Scholar finds transcript of rare C.S. Lewis interview

A photograph of Lewis.
A photograph of Lewis.
University of Otago researcher Dr Paul Tankard has achieved a feat of long-distance literary detective work by tracking down a lost transcript of a television interview with celebrated British writer C. S. Lewis.

Lewis was an Oxford University don, a novelist, mediaevalist, literary critic, essayist, lay theologian and Christian apologist.

His seven fantasy novels for children, The Chronicles of Narnia, have sold millions of copies.

University of Otago English scholar Dr Paul Tankard (right) considers on a transcript of a lost C...
University of Otago English scholar Dr Paul Tankard (right) considers on a transcript of a lost C.S. Lewis television interview. Photos by Gerard O'Brien.
Dr Tankard said the "new text" he had located was the only known complete transcript of a media interview with Lewis, who died in November 1963.

An article outlining Dr Tankard's discovery is to appear in the Times Literary Supplement, and a related academic article by him will soon appear in the Journal of Inkling Studies.

Dr Tankard was "quite thrilled" and "very gratified" his inquiries had proved successful after about ten years of part-time work, conducted entirely from Australia and New Zealand.
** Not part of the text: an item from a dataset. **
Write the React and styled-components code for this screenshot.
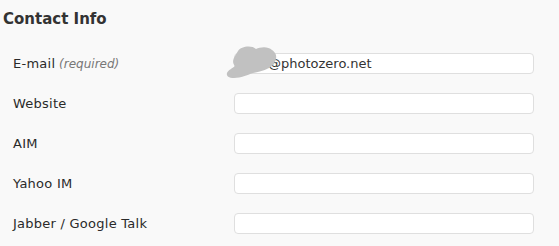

Long deeply interested in the works of Lewis, Dr Tankard said his curiosity had been aroused when he had first come across a reference to a television interview organised by British theatre critic and producer Kenneth Tynan, who had earlier been taught by Lewis at Oxford University.

Further inquiries showed Lewis had been interviewed and filmed for two episodes of the arts magazine programme Tempo, which had been produced for ABC Television (England) by Tynan in 1961-62.

The first programme, focusing on the erotic in literature, was never broadcast because of censorship restrictions.

Film versions of both programmes have been lost, but the interview transcript of the first show had been located, thanks to the help of many people, Dr Tankard said.

Mr Tynan's daughter, Roxana Tynan, who is now a human rights lawyer in California, had passed on a copy of notes from her late father's work diary, which shed light on the Tempo interviews.

Dr Tankard then learned the first interview had been conducted by a retired former English journalist, Wayland Young, the Lord Kennet.

He contacted Lord Kennet, who had written back, enclosing a copy of the missing interview.

• An Australian-born academic, Dr Tankard is a senior lecturer in the Otago English department. He joined the department in 2003.